──────── Data entries ────────

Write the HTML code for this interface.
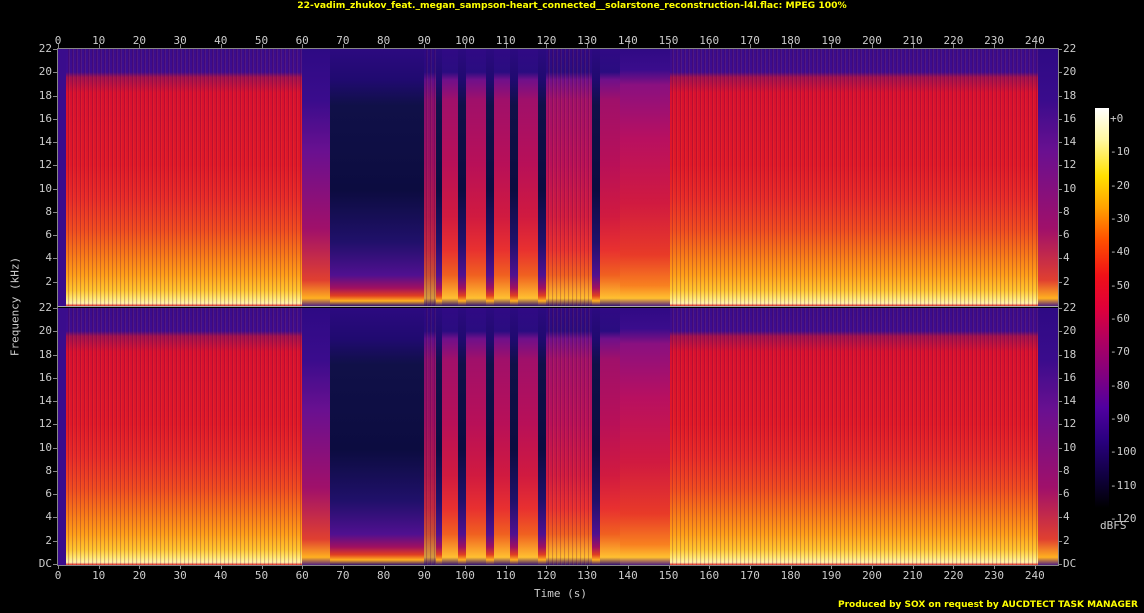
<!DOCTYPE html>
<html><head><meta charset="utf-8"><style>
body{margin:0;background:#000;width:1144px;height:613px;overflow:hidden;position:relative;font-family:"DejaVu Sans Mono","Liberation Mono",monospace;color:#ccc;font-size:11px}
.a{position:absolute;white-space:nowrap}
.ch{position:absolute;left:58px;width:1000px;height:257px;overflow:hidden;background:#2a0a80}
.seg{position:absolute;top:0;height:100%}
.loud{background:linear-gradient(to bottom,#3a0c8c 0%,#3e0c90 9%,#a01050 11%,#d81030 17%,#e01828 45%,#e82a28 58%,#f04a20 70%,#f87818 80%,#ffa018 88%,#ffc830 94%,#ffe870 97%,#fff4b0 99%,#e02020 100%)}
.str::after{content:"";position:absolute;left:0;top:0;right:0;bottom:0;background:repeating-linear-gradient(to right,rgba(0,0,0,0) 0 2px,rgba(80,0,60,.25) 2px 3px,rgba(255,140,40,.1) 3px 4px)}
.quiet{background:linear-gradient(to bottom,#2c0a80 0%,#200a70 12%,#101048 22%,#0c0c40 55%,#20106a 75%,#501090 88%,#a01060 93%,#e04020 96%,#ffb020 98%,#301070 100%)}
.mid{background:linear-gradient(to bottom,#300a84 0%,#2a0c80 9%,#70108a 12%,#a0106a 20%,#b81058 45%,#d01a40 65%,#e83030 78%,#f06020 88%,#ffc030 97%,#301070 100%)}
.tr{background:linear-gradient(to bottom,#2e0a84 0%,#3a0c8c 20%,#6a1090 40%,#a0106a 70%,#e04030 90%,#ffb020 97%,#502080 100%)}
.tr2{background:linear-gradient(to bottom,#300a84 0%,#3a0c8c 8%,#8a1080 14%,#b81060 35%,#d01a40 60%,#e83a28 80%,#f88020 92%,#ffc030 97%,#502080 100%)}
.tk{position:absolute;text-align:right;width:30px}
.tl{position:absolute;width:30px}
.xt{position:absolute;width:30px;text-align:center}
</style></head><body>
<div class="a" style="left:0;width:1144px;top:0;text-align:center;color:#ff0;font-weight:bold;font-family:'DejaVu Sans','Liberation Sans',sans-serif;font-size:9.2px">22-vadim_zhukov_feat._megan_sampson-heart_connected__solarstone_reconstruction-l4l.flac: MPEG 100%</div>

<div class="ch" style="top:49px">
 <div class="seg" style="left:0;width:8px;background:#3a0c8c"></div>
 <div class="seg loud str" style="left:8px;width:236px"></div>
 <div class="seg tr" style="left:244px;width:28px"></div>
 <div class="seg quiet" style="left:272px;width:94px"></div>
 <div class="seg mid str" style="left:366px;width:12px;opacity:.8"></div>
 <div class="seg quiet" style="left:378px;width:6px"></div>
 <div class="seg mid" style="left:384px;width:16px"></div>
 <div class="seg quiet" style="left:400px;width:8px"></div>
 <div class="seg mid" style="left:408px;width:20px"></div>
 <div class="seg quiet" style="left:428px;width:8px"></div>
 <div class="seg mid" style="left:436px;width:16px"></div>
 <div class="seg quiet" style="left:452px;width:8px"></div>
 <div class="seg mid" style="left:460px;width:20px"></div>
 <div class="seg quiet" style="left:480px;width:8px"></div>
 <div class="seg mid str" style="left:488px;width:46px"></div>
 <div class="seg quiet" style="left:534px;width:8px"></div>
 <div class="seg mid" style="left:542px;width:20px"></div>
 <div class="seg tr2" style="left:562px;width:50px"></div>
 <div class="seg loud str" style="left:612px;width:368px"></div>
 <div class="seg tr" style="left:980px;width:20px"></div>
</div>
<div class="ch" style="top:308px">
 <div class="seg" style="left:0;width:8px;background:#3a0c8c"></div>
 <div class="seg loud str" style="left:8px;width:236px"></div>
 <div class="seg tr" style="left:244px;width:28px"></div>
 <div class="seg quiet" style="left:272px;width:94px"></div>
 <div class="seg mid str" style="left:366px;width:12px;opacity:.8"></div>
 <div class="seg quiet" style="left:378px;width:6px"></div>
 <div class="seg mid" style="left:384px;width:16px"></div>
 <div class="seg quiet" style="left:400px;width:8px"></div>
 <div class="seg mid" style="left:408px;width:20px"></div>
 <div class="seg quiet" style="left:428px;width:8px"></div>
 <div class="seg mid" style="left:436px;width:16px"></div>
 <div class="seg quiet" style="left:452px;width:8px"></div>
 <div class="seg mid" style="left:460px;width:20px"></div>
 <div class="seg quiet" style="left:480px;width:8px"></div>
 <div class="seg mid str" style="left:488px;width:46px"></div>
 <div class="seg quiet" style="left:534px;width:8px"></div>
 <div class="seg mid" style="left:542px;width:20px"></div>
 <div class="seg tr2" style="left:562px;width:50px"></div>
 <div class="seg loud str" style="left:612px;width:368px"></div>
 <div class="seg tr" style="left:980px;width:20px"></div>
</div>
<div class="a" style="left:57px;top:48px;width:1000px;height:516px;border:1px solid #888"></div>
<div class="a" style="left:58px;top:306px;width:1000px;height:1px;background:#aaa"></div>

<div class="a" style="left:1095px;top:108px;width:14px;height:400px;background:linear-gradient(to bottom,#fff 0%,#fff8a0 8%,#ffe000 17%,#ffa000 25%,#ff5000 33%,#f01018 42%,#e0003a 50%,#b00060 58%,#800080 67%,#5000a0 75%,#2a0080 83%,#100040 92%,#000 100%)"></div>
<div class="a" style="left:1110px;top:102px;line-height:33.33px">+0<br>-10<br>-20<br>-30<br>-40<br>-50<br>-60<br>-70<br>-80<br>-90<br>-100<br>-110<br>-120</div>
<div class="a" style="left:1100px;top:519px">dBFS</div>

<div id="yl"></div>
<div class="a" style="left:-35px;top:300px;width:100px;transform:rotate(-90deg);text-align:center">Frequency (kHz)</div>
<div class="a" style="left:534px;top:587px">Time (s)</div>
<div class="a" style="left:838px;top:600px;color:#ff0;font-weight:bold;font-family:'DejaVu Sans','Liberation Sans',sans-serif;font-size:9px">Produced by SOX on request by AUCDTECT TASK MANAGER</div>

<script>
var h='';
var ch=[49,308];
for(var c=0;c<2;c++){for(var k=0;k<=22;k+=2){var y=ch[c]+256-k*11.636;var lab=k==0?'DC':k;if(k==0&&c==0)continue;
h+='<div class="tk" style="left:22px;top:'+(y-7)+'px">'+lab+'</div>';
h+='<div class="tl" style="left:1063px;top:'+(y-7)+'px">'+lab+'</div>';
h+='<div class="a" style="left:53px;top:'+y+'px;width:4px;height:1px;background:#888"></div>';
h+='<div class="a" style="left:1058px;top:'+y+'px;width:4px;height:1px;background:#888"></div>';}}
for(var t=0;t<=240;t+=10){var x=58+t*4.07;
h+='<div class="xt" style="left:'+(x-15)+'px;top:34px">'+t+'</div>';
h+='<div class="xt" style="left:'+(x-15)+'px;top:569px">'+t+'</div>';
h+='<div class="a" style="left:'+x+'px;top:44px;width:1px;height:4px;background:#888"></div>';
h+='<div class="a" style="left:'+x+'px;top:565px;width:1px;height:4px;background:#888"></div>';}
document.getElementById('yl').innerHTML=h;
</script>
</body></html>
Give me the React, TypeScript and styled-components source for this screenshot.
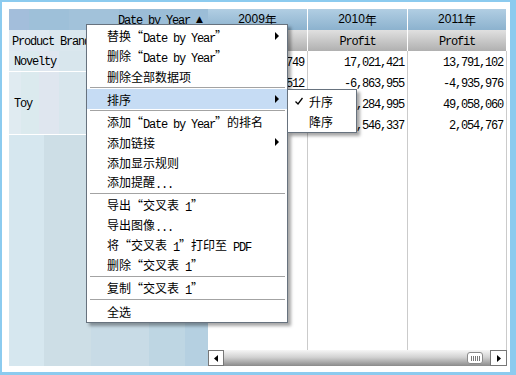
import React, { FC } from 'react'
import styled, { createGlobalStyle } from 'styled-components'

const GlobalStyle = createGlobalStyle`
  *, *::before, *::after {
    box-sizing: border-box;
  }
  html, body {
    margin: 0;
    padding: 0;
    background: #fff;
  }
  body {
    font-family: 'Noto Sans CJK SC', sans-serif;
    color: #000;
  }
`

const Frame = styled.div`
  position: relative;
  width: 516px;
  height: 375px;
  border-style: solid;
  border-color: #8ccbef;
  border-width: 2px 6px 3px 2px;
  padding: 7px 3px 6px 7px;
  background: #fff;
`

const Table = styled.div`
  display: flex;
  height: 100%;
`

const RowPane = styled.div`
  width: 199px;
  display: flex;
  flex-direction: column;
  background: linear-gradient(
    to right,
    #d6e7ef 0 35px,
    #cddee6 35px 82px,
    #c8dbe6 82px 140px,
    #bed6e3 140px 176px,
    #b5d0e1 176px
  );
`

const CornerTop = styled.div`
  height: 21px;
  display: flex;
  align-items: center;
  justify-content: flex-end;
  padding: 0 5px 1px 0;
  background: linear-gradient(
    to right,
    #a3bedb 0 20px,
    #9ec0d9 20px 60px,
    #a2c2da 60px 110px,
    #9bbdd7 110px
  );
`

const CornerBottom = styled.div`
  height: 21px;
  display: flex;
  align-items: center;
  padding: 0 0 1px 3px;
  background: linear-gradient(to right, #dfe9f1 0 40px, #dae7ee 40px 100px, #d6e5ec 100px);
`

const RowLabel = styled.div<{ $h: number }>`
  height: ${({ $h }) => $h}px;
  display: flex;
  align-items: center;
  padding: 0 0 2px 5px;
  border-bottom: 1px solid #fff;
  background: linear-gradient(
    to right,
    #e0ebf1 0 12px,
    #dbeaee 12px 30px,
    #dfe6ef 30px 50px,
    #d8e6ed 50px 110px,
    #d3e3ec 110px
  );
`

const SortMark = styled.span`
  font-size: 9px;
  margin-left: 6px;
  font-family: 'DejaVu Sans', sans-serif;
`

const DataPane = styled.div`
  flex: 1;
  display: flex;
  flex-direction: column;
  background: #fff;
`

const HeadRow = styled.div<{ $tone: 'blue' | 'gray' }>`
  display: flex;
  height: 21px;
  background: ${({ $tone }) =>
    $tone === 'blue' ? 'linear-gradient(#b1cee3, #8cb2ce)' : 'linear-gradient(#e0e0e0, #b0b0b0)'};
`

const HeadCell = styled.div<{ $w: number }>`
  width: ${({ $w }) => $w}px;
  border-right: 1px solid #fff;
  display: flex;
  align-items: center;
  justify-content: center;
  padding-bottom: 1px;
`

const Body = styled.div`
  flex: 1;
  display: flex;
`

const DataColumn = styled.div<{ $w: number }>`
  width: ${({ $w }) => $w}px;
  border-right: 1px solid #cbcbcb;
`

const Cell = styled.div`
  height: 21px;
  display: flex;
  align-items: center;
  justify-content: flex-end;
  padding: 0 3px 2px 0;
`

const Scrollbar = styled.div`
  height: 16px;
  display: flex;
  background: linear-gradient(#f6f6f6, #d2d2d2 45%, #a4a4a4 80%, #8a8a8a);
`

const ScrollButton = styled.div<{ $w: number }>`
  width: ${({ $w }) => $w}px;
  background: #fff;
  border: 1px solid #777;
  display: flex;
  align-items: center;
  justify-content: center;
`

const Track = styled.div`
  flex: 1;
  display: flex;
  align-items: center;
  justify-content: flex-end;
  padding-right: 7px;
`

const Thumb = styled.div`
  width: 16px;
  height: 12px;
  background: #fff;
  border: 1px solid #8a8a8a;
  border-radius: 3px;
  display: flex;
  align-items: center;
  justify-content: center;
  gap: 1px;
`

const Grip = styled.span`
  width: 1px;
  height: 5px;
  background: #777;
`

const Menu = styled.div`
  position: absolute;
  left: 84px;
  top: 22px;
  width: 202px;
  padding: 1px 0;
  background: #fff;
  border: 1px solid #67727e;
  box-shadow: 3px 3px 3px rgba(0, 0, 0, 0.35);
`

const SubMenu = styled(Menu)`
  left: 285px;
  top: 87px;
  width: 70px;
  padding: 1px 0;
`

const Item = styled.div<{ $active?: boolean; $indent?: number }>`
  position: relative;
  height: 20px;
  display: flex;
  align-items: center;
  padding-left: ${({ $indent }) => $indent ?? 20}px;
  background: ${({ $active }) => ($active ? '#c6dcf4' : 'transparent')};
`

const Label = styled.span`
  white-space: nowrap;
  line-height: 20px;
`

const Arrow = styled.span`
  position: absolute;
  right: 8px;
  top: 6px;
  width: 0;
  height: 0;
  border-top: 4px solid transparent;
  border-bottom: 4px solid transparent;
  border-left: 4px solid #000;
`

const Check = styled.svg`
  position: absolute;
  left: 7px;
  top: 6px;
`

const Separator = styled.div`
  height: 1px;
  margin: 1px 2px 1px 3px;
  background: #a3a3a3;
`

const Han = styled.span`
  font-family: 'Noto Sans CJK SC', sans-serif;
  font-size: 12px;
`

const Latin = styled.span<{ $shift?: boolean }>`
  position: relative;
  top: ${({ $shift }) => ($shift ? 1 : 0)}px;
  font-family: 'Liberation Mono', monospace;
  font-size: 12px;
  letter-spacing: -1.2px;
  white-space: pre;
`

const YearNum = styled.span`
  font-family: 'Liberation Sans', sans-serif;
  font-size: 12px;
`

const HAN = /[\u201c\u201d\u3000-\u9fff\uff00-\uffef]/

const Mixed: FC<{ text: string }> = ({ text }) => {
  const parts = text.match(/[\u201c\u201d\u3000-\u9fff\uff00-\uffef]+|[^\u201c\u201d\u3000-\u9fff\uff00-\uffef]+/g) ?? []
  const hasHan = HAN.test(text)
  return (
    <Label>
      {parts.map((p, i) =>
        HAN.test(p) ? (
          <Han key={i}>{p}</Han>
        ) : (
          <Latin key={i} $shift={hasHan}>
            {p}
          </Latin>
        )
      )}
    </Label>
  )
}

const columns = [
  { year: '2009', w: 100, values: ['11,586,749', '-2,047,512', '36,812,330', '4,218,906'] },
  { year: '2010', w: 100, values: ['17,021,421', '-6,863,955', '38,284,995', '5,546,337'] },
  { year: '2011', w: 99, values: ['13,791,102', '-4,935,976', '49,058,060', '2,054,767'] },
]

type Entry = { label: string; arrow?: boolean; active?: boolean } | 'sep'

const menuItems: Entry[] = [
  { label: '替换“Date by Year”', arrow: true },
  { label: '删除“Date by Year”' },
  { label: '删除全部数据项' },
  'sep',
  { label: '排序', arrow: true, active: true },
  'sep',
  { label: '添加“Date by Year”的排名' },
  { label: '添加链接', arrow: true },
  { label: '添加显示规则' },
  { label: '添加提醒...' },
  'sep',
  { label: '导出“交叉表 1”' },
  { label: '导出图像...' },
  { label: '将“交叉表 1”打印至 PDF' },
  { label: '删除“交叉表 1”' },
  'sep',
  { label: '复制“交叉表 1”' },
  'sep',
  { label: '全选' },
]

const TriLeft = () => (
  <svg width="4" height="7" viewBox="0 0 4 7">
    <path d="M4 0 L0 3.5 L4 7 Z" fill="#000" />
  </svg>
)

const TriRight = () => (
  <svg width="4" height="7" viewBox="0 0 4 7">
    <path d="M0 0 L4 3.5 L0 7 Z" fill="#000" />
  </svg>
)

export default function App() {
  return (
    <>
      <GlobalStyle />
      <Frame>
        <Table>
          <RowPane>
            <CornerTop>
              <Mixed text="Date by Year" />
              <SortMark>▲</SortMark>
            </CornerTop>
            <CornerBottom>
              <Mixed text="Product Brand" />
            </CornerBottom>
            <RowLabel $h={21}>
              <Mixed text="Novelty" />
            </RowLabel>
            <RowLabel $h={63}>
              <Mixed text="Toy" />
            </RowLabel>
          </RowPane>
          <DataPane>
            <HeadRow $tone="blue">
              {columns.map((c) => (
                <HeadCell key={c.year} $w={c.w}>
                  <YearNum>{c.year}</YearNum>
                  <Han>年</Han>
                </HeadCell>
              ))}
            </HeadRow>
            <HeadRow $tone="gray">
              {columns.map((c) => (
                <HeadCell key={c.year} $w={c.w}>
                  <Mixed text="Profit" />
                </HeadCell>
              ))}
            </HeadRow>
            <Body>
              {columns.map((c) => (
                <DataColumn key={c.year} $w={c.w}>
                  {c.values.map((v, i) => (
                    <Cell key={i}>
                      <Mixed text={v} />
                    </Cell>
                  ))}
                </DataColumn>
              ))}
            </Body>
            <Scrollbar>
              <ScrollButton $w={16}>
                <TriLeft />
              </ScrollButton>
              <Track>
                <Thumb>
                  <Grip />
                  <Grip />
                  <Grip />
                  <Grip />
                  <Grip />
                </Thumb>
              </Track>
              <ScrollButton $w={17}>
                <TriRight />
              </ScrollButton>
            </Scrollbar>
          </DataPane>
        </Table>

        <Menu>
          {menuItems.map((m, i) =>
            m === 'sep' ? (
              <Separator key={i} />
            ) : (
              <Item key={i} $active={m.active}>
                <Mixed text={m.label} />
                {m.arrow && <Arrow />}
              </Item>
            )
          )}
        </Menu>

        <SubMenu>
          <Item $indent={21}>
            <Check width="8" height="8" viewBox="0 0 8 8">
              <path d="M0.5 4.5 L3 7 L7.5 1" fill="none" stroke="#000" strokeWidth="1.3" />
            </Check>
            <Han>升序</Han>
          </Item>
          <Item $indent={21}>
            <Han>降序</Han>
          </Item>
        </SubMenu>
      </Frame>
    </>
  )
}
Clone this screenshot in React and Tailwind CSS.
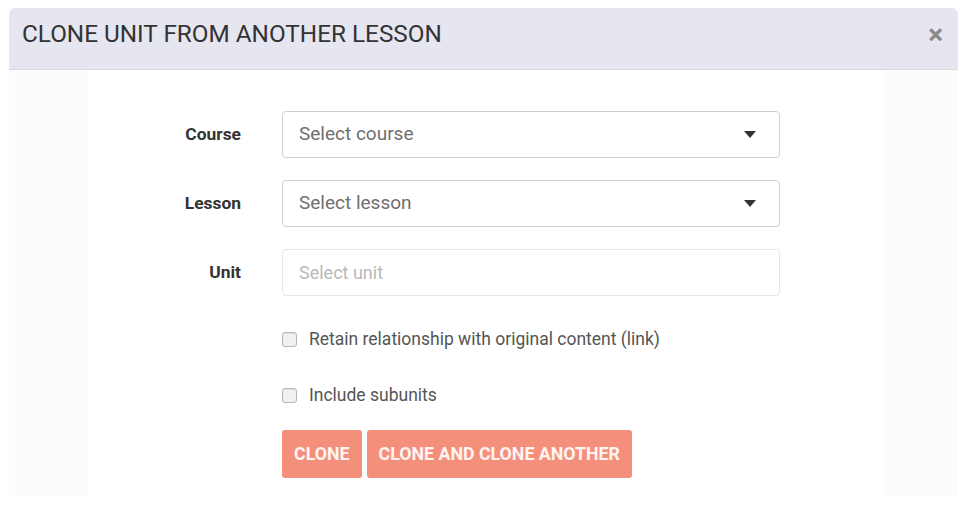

────────

» **Written instruction**:
Go through the material above and count the lines that contain "this"; answer with the number alone.

» **Answer below**:
3